» Objective
Identify and pull out each line of the entries in which "React" occurs.

Pages as source code:

◆ ◆ ◆ ◆

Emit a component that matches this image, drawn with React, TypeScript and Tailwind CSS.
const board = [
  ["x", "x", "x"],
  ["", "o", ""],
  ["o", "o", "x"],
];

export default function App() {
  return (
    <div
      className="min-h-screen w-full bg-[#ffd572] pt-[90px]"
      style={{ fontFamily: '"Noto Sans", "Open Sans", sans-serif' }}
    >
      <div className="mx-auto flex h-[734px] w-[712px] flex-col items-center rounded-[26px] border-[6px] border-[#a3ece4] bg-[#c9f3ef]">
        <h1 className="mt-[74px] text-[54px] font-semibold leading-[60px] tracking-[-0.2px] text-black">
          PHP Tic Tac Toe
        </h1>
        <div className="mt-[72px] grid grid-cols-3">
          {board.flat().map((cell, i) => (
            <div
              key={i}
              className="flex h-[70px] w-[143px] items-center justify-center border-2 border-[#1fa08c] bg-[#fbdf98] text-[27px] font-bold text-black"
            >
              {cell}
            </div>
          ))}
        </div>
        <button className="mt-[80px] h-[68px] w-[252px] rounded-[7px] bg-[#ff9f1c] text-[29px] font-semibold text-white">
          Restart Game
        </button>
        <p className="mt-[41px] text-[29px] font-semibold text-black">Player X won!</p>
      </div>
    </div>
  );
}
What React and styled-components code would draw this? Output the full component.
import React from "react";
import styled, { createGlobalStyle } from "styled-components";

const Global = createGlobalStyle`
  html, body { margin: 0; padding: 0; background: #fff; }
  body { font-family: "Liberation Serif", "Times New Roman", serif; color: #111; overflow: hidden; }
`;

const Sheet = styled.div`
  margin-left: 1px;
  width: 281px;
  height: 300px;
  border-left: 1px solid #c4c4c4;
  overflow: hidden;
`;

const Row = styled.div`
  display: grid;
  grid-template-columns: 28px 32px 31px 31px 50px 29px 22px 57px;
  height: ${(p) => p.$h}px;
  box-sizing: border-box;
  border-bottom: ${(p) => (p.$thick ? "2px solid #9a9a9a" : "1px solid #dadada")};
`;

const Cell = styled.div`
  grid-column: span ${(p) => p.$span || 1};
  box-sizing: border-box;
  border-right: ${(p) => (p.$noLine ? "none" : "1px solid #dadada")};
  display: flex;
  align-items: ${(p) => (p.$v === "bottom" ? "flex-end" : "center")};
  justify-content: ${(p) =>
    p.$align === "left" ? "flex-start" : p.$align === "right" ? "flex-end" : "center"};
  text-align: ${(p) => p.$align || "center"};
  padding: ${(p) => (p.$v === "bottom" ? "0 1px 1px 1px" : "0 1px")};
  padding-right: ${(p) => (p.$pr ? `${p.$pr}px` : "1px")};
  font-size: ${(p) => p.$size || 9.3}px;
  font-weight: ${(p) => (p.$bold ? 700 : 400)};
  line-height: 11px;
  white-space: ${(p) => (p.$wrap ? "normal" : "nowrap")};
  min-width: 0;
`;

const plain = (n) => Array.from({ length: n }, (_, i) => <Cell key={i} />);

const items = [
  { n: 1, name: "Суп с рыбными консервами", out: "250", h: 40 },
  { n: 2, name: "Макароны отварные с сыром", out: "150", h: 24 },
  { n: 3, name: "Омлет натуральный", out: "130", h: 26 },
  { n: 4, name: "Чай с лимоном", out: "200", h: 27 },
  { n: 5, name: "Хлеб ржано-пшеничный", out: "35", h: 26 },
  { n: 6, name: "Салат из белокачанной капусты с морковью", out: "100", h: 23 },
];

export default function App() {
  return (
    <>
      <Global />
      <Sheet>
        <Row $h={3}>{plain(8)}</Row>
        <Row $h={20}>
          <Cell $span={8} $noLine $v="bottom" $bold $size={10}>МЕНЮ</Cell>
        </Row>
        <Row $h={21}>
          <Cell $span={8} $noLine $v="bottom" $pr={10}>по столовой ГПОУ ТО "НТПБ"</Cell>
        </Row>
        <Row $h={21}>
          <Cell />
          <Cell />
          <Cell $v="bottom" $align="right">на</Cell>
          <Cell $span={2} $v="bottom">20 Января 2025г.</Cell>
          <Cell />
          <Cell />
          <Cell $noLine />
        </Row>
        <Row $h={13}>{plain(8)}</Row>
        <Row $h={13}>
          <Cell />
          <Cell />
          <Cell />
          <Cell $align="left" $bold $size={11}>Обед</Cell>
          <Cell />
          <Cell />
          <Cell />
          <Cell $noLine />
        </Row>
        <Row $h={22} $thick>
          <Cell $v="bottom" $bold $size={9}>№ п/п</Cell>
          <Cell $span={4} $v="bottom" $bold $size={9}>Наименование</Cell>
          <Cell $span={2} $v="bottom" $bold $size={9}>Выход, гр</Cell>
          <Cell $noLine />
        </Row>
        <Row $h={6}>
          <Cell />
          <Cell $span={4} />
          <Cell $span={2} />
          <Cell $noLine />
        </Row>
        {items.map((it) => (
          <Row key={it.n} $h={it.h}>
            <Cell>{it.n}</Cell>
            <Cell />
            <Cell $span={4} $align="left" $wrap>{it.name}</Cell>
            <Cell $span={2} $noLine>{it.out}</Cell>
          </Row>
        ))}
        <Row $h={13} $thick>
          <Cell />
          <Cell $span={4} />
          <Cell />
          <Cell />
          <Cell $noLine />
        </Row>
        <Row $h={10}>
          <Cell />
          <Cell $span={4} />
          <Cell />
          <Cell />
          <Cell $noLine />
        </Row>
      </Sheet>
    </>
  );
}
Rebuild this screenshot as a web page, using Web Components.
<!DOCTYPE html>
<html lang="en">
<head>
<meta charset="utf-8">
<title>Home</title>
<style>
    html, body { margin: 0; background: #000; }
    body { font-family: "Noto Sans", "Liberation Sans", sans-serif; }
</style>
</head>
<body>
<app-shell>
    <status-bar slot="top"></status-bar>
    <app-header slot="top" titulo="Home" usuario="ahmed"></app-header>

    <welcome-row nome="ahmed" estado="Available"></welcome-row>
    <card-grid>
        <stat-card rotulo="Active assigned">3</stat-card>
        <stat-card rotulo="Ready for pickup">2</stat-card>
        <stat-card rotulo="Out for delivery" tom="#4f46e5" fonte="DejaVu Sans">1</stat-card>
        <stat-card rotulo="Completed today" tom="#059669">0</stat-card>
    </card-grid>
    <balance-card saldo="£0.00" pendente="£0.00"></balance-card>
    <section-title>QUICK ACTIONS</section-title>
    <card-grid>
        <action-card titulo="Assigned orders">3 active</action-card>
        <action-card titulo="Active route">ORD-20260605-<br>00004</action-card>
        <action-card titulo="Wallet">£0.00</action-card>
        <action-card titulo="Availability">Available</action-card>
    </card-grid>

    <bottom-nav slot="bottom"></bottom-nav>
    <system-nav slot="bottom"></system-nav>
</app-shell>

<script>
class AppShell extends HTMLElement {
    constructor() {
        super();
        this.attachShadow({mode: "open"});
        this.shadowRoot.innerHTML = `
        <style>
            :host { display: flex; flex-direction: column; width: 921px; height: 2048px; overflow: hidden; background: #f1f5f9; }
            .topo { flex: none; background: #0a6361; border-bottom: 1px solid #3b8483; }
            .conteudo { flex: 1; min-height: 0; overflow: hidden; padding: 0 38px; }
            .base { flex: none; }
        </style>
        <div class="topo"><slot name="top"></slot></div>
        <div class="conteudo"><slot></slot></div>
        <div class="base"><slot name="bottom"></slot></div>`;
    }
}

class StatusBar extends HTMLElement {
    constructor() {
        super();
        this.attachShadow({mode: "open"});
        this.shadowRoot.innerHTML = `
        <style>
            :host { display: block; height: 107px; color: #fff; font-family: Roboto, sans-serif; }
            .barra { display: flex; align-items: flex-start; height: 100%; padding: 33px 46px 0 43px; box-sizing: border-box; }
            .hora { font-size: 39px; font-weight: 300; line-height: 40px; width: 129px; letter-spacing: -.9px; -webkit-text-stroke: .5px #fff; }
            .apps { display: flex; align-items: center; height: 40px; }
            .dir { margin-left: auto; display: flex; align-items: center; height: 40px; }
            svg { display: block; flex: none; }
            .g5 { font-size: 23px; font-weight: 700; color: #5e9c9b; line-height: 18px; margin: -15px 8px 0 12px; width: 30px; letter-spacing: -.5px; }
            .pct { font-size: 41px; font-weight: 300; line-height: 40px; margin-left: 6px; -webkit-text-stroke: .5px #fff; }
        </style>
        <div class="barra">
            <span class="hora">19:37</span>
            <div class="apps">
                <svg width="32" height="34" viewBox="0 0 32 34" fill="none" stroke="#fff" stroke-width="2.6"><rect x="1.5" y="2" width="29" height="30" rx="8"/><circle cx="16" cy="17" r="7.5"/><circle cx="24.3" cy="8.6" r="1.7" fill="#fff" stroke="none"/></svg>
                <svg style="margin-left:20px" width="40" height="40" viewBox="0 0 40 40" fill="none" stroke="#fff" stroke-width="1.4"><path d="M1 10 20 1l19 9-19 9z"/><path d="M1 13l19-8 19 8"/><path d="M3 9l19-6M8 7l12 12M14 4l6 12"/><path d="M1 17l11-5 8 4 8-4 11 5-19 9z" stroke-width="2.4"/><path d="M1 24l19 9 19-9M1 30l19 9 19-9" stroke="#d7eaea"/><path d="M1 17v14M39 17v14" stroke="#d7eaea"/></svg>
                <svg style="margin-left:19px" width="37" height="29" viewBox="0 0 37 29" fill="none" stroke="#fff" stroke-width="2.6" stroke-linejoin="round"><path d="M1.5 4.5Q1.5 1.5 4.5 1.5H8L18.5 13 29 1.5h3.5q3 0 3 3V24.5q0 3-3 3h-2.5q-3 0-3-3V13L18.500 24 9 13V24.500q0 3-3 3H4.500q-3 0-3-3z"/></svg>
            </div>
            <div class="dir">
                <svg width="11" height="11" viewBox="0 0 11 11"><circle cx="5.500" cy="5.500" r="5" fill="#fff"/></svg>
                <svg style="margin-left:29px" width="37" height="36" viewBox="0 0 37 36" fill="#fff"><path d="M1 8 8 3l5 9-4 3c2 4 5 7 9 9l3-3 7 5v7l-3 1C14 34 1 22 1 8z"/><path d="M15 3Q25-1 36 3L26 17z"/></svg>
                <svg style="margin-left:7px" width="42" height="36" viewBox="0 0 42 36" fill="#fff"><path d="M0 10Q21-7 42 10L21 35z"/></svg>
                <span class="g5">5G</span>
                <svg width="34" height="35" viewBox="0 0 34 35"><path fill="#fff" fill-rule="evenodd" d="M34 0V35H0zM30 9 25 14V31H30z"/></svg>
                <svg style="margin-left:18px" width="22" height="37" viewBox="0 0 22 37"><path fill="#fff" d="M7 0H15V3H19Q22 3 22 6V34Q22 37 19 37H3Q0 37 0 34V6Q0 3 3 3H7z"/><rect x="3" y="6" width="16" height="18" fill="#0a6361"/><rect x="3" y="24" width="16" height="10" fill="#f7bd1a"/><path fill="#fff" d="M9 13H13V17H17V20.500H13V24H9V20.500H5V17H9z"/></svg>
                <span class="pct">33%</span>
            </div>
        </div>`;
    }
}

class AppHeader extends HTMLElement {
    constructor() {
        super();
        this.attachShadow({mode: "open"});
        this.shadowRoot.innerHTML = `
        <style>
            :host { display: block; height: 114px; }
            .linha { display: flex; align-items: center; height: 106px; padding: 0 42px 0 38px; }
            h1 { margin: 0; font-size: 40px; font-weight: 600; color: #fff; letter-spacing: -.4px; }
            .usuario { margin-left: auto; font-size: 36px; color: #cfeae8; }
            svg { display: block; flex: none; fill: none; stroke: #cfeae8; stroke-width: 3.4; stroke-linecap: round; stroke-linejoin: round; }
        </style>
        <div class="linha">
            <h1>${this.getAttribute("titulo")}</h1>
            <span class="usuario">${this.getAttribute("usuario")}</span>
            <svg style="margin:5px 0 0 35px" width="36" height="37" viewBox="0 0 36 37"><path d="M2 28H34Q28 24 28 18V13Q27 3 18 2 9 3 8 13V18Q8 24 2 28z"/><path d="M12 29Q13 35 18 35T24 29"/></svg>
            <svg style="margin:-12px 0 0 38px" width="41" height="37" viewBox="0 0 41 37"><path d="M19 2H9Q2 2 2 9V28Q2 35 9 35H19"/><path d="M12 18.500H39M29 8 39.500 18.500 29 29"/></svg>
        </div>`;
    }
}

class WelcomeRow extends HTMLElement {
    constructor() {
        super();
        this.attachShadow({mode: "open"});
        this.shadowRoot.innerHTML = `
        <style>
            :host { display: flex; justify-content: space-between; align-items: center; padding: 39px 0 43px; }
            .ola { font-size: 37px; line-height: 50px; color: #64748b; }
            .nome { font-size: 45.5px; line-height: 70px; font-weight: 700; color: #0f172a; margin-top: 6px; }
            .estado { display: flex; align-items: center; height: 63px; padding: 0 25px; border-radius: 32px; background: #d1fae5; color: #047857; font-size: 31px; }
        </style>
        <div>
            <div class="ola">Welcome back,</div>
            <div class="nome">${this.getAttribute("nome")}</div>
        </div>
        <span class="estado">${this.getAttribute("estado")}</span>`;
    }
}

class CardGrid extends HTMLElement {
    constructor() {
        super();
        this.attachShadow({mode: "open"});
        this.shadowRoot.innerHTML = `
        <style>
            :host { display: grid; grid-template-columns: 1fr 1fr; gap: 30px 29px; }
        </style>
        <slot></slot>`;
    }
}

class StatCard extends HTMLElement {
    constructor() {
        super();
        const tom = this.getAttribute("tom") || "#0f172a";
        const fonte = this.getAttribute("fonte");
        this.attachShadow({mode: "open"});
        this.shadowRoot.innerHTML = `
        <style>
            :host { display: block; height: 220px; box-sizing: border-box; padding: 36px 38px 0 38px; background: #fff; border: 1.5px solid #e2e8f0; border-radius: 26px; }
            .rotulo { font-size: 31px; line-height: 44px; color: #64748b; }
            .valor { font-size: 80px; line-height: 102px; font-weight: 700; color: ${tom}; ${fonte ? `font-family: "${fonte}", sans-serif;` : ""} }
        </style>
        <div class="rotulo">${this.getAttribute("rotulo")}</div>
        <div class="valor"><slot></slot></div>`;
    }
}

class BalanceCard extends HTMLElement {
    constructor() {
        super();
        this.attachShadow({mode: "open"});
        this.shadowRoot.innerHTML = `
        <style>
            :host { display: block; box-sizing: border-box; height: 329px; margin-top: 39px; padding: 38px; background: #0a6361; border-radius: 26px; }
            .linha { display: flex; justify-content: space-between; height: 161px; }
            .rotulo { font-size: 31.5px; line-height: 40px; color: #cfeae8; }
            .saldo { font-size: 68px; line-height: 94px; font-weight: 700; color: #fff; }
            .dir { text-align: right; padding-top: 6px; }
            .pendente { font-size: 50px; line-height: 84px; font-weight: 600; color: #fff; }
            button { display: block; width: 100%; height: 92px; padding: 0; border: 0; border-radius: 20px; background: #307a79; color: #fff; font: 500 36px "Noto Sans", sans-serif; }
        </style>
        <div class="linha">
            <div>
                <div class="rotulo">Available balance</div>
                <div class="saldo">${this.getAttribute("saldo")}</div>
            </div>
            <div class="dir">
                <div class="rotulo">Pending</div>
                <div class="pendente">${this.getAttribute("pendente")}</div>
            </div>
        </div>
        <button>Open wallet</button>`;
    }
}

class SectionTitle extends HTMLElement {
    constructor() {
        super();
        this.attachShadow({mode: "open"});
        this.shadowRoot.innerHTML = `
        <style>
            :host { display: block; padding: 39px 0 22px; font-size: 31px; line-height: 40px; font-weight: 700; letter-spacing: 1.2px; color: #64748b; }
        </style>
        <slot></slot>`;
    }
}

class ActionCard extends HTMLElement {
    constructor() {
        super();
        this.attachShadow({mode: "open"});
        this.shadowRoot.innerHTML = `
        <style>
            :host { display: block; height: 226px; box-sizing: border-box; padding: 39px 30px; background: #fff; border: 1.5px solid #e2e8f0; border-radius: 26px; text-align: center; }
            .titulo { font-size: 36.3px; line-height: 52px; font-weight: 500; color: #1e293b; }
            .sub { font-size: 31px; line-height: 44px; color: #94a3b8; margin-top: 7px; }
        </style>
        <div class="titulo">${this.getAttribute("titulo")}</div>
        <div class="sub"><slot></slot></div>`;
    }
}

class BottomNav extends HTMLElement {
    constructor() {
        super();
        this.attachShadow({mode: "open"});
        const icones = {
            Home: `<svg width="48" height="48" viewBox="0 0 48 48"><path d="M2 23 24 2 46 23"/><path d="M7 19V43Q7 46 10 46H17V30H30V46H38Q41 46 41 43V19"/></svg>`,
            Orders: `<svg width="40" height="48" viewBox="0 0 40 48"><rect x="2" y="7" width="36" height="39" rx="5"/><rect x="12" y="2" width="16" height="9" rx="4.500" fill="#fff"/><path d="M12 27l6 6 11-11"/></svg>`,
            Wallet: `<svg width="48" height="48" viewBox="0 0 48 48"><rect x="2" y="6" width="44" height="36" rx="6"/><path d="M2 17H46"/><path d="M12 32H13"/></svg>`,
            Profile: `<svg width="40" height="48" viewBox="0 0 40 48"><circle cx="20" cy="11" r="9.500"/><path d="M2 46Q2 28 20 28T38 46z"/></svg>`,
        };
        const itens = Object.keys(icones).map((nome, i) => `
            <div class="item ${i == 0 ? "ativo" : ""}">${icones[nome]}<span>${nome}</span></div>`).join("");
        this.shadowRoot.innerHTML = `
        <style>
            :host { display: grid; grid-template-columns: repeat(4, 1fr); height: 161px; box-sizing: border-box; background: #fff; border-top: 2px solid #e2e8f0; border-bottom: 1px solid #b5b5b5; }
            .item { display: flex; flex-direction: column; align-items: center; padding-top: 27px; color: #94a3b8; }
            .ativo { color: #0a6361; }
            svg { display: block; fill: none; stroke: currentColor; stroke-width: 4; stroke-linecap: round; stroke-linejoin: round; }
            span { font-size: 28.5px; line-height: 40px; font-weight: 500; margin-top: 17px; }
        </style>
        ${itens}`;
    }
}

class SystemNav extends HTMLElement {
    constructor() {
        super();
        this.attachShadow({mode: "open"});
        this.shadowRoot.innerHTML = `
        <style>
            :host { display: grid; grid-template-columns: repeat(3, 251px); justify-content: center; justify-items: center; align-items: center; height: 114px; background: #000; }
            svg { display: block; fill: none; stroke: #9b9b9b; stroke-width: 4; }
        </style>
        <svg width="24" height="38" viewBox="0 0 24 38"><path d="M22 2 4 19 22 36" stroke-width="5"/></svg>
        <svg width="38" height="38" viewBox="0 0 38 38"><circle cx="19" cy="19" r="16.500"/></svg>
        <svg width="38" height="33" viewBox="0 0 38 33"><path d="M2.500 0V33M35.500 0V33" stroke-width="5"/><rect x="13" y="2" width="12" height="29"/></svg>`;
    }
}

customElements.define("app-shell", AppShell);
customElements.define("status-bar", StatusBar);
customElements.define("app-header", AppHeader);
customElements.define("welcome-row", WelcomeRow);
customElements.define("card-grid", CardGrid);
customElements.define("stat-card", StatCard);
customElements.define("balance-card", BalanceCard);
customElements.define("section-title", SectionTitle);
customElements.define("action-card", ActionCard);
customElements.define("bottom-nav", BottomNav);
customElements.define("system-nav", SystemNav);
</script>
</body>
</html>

◆ ◆ ◆ ◆

» Answer in full
Emit a component that matches this image, drawn with React, TypeScript and Tailwind CSS.
What React and styled-components code would draw this? Output the full component.
import React from "react";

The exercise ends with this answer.